Souvenir Tip: The Tulip Museum sells various flower bulbs in small brown paper bags – perfect little gift from Amsterdam – not the average tat!
Then we also went on a River Sightseeing Tour which I highly recommend. It was 20 EUR per person, on a heated boat where we could tale drinks and snacks (a small bottle of wine, stylishly!) and in 75 minutes we travelled along what it seemed all the canals of Amsterdam, learnt about its history, art and geography. Perfect. The trip also took us to the newly built are on the edge of the suburbs where we could see the modern era’s architect: breathtaking concept buildings seemingly floating on the water.
Tip: Book the “twilight hour” tour. The one you start in daylight and finish after sunset, this way you can also see the city beautifully lit up. don’t miss out on the canal tour especially if you visit in winter. Most cruise companies are charging about the same money and there’s a few of them.
We have booked or lunch place and dinner in advance but went to two other cafes/bars as well. The Cafe De Jarenis a lovely place with great views and inside it’s really big old fashioned European cafe house with modern decor that seems very popular on Saturday mornings with the locals. This was excellent spot and the apple tart was gorgeous!
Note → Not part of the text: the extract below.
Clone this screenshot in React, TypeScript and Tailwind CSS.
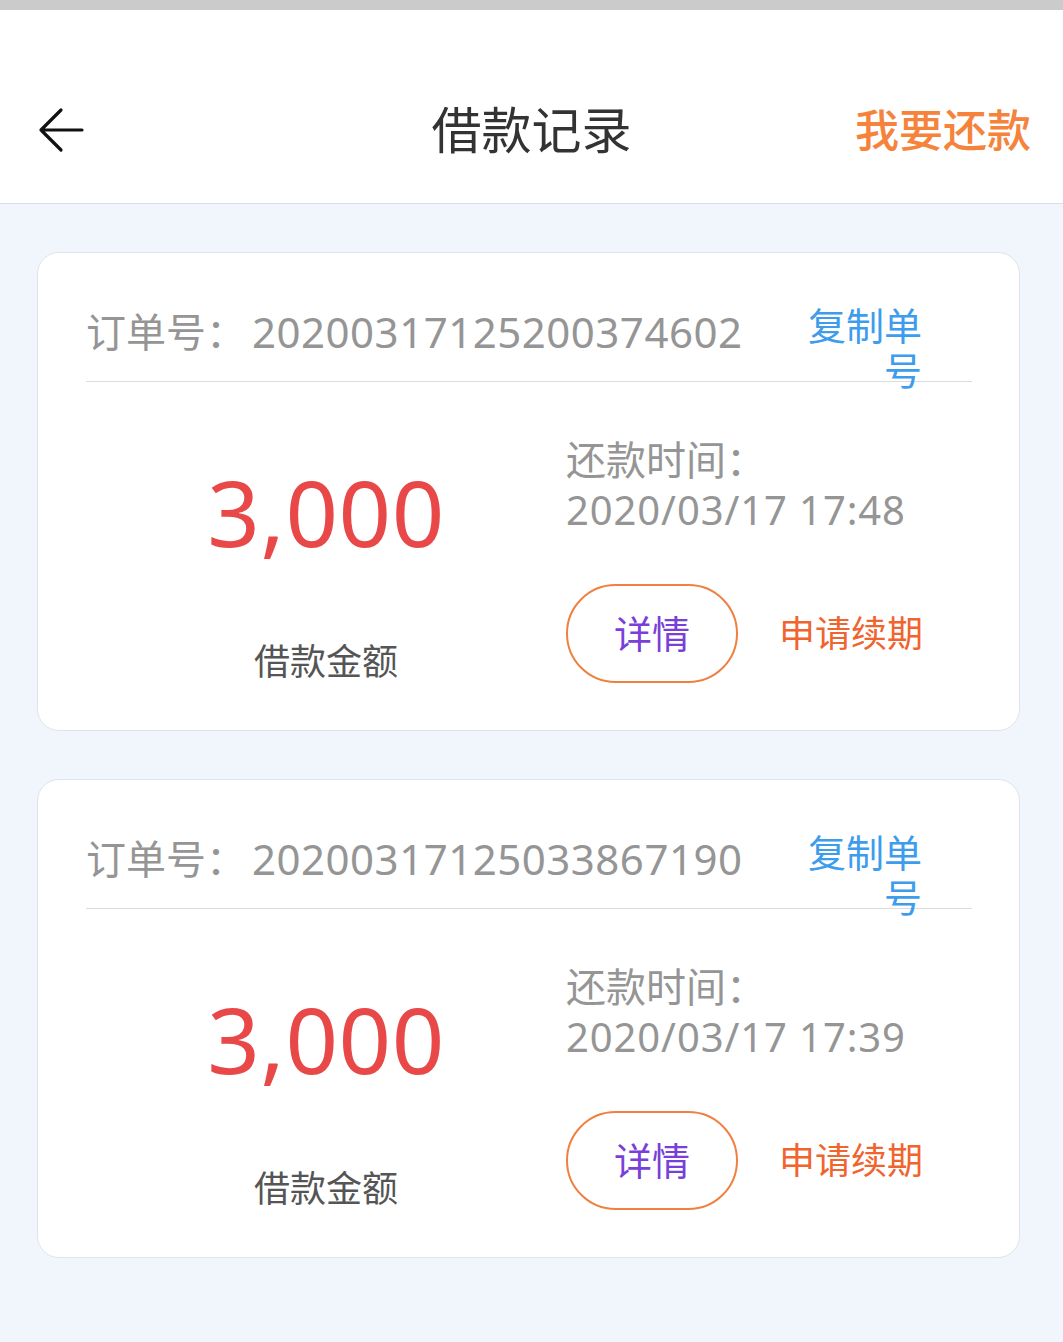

We had lunch at Cafe Geroge – another excellent pick, everything was great, lots of vegan and vegetarian options as well. For dinner we went to Hikage, a Japanese restaurant, very authentic, recommended by a local friend. It seems like we have been lucky with eating out in Amsterdam – but another superb restaurant. Small place, but oh my world, fantastic food! They have ended up one of their chefs having to leave to attend a family emergency but the remaining chef and the 2 waitresses (one was the owner I think) pulled through and delivered all the meals we ordered in impeccable pace and quality. Highly recommend this place. Try the Japanese gin cocktails!
Tip: book restaurants and cafes in advance. Weekends are super busy with people eating out. Seems like the whole population of Amsterdam is spending their weekends brunching and dining.